[What you will do]
Repeat the lines below exactly as they appear, but leave out the images.

[Supplied material]
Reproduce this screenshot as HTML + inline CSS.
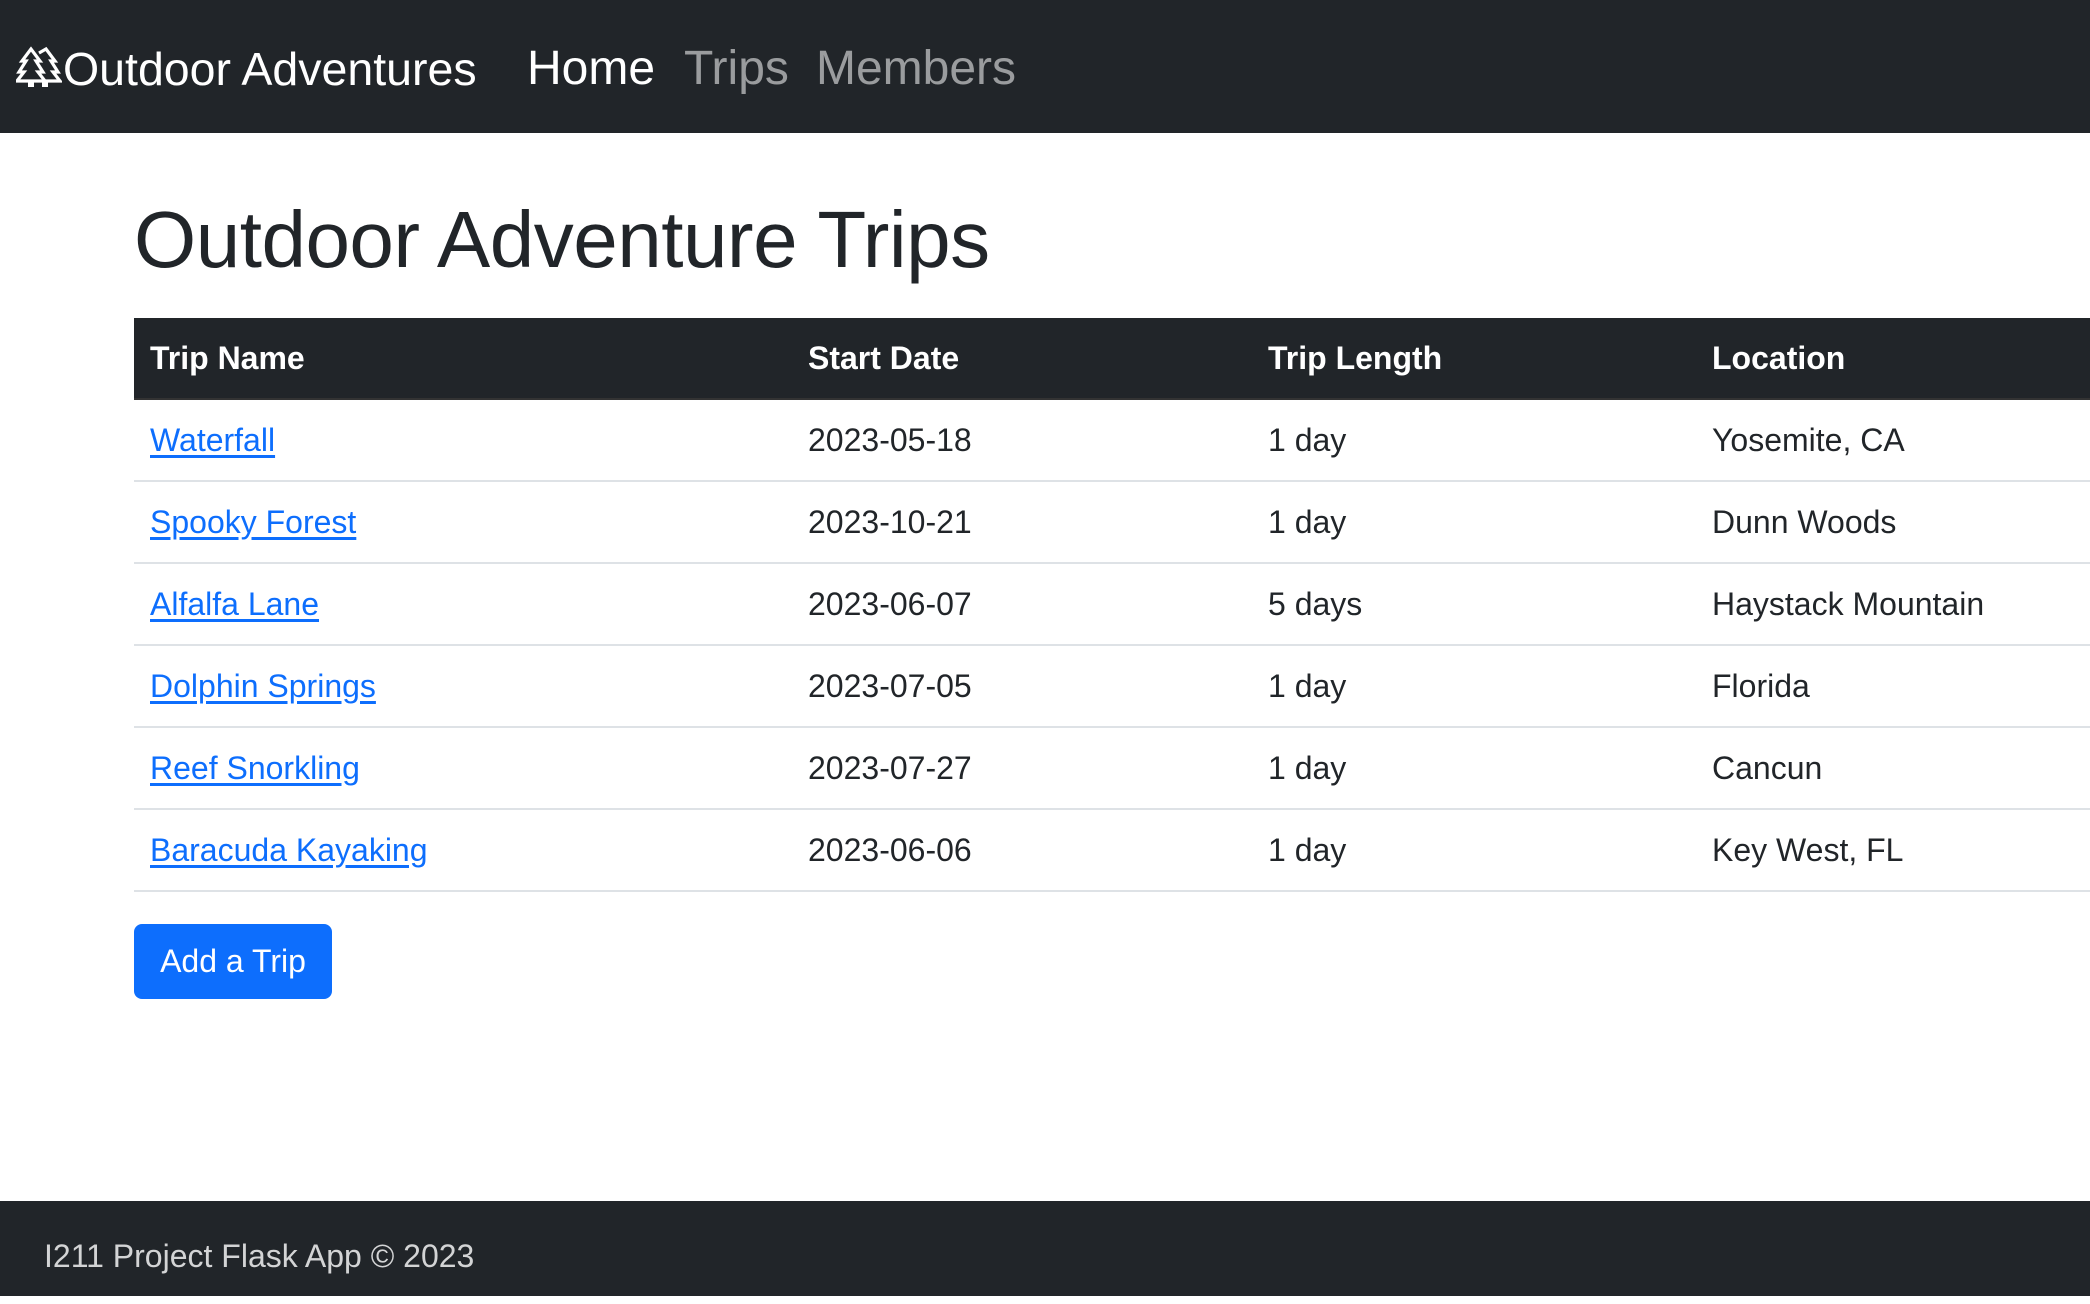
<!DOCTYPE html>
<html><head><meta charset="utf-8"><style>
*{box-sizing:border-box;margin:0;padding:0}
body{width:2090px;height:1296px;overflow:hidden;background:#fff;font-family:"Liberation Sans",Arial,sans-serif;color:#212529;position:relative}
nav{position:absolute;left:0;top:0;width:2090px;height:133px;background:#212529}
nav span{position:absolute;top:41px;font-size:48px;line-height:56px;white-space:nowrap}
nav svg{position:absolute;left:16px;top:46px}
h1{position:absolute;left:134px;top:192px;font-size:80px;font-weight:500;line-height:96px;letter-spacing:-0.5px}
table{position:absolute;left:134px;top:318px;width:2100px;border-collapse:collapse;font-size:32px}
th,td{text-align:left;padding:0 16px;height:82px;border-bottom:2px solid #dee2e6;white-space:nowrap}
th{background:#212529;color:#fff;height:81px;border-bottom:2px solid #333}
td a{color:#0d6efd;text-decoration:underline;text-underline-offset:4px}
.btn{position:absolute;left:134px;top:924px;width:198px;height:75px;background:#0d6efd;color:#fff;border-radius:8px;font-size:32px;line-height:75px;text-align:center}
footer{position:absolute;left:0;top:1201px;width:2090px;height:95px;background:#212529;color:#d3d4d5;font-size:32px;line-height:95px;padding-left:44px;padding-top:8px}
</style></head><body>
<nav>
<svg width="46" height="41" viewBox="0 0 46 41" fill="none" stroke="#fff" stroke-width="3.2" stroke-linejoin="miter">
<path d="M15 3 L6 15 H10 L3 26 H8 L1 35 H29 L22 26 H27 L20 15 H24 Z"/>
<path d="M23 7 L30 3 L39 15 H35 L42 26 H37 L44 35 H29"/>
<rect x="12" y="35" width="6" height="6" fill="#fff" stroke="none"/>
<rect x="26" y="35" width="6" height="6" fill="#fff" stroke="none"/>
</svg>
<span style="left:63px;color:#fff;font-size:46.5px">Outdoor Adventures</span>
<span style="left:527px;color:#fff">Home</span>
<span style="left:684px;color:rgba(255,255,255,.55)">Trips</span>
<span style="left:816px;color:rgba(255,255,255,.55)">Members</span>
</nav>
<h1>Outdoor Adventure Trips</h1>
<table>
<colgroup><col style="width:658px"><col style="width:460px"><col style="width:444px"><col></colgroup>
<tr><th>Trip Name</th><th>Start Date</th><th>Trip Length</th><th>Location</th></tr>
<tr><td><a>Waterfall</a></td><td>2023-05-18</td><td>1 day</td><td>Yosemite, CA</td></tr>
<tr><td><a>Spooky Forest</a></td><td>2023-10-21</td><td>1 day</td><td>Dunn Woods</td></tr>
<tr><td><a>Alfalfa Lane</a></td><td>2023-06-07</td><td>5 days</td><td>Haystack Mountain</td></tr>
<tr><td><a>Dolphin Springs</a></td><td>2023-07-05</td><td>1 day</td><td>Florida</td></tr>
<tr><td><a>Reef Snorkling</a></td><td>2023-07-27</td><td>1 day</td><td>Cancun</td></tr>
<tr><td><a>Baracuda Kayaking</a></td><td>2023-06-06</td><td>1 day</td><td>Key West, FL</td></tr>
</table>
<div class="btn">Add a Trip</div>
<footer>I211 Project Flask App © 2023</footer>
</body></html>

[Written reply]
Reproduce this screenshot as HTML + inline CSS.
<!DOCTYPE html>
<html><head><meta charset="utf-8"><style>
*{box-sizing:border-box;margin:0;padding:0}
body{width:2090px;height:1296px;overflow:hidden;background:#fff;font-family:"Liberation Sans",Arial,sans-serif;color:#212529;position:relative}
nav{position:absolute;left:0;top:0;width:2090px;height:133px;background:#212529}
nav span{position:absolute;top:41px;font-size:48px;line-height:56px;white-space:nowrap}
nav svg{position:absolute;left:16px;top:46px}
h1{position:absolute;left:134px;top:192px;font-size:80px;font-weight:500;line-height:96px;letter-spacing:-0.5px}
table{position:absolute;left:134px;top:318px;width:2100px;border-collapse:collapse;font-size:32px}
th,td{text-align:left;padding:0 16px;height:82px;border-bottom:2px solid #dee2e6;white-space:nowrap}
th{background:#212529;color:#fff;height:81px;border-bottom:2px solid #333}
td a{color:#0d6efd;text-decoration:underline;text-underline-offset:4px}
.btn{position:absolute;left:134px;top:924px;width:198px;height:75px;background:#0d6efd;color:#fff;border-radius:8px;font-size:32px;line-height:75px;text-align:center}
footer{position:absolute;left:0;top:1201px;width:2090px;height:95px;background:#212529;color:#d3d4d5;font-size:32px;line-height:95px;padding-left:44px;padding-top:8px}
</style></head><body>
<nav>
<svg width="46" height="41" viewBox="0 0 46 41" fill="none" stroke="#fff" stroke-width="3.2" stroke-linejoin="miter">
<path d="M15 3 L6 15 H10 L3 26 H8 L1 35 H29 L22 26 H27 L20 15 H24 Z"/>
<path d="M23 7 L30 3 L39 15 H35 L42 26 H37 L44 35 H29"/>
<rect x="12" y="35" width="6" height="6" fill="#fff" stroke="none"/>
<rect x="26" y="35" width="6" height="6" fill="#fff" stroke="none"/>
</svg>
<span style="left:63px;color:#fff;font-size:46.5px">Outdoor Adventures</span>
<span style="left:527px;color:#fff">Home</span>
<span style="left:684px;color:rgba(255,255,255,.55)">Trips</span>
<span style="left:816px;color:rgba(255,255,255,.55)">Members</span>
</nav>
<h1>Outdoor Adventure Trips</h1>
<table>
<colgroup><col style="width:658px"><col style="width:460px"><col style="width:444px"><col></colgroup>
<tr><th>Trip Name</th><th>Start Date</th><th>Trip Length</th><th>Location</th></tr>
<tr><td><a>Waterfall</a></td><td>2023-05-18</td><td>1 day</td><td>Yosemite, CA</td></tr>
<tr><td><a>Spooky Forest</a></td><td>2023-10-21</td><td>1 day</td><td>Dunn Woods</td></tr>
<tr><td><a>Alfalfa Lane</a></td><td>2023-06-07</td><td>5 days</td><td>Haystack Mountain</td></tr>
<tr><td><a>Dolphin Springs</a></td><td>2023-07-05</td><td>1 day</td><td>Florida</td></tr>
<tr><td><a>Reef Snorkling</a></td><td>2023-07-27</td><td>1 day</td><td>Cancun</td></tr>
<tr><td><a>Baracuda Kayaking</a></td><td>2023-06-06</td><td>1 day</td><td>Key West, FL</td></tr>
</table>
<div class="btn">Add a Trip</div>
<footer>I211 Project Flask App © 2023</footer>
</body></html>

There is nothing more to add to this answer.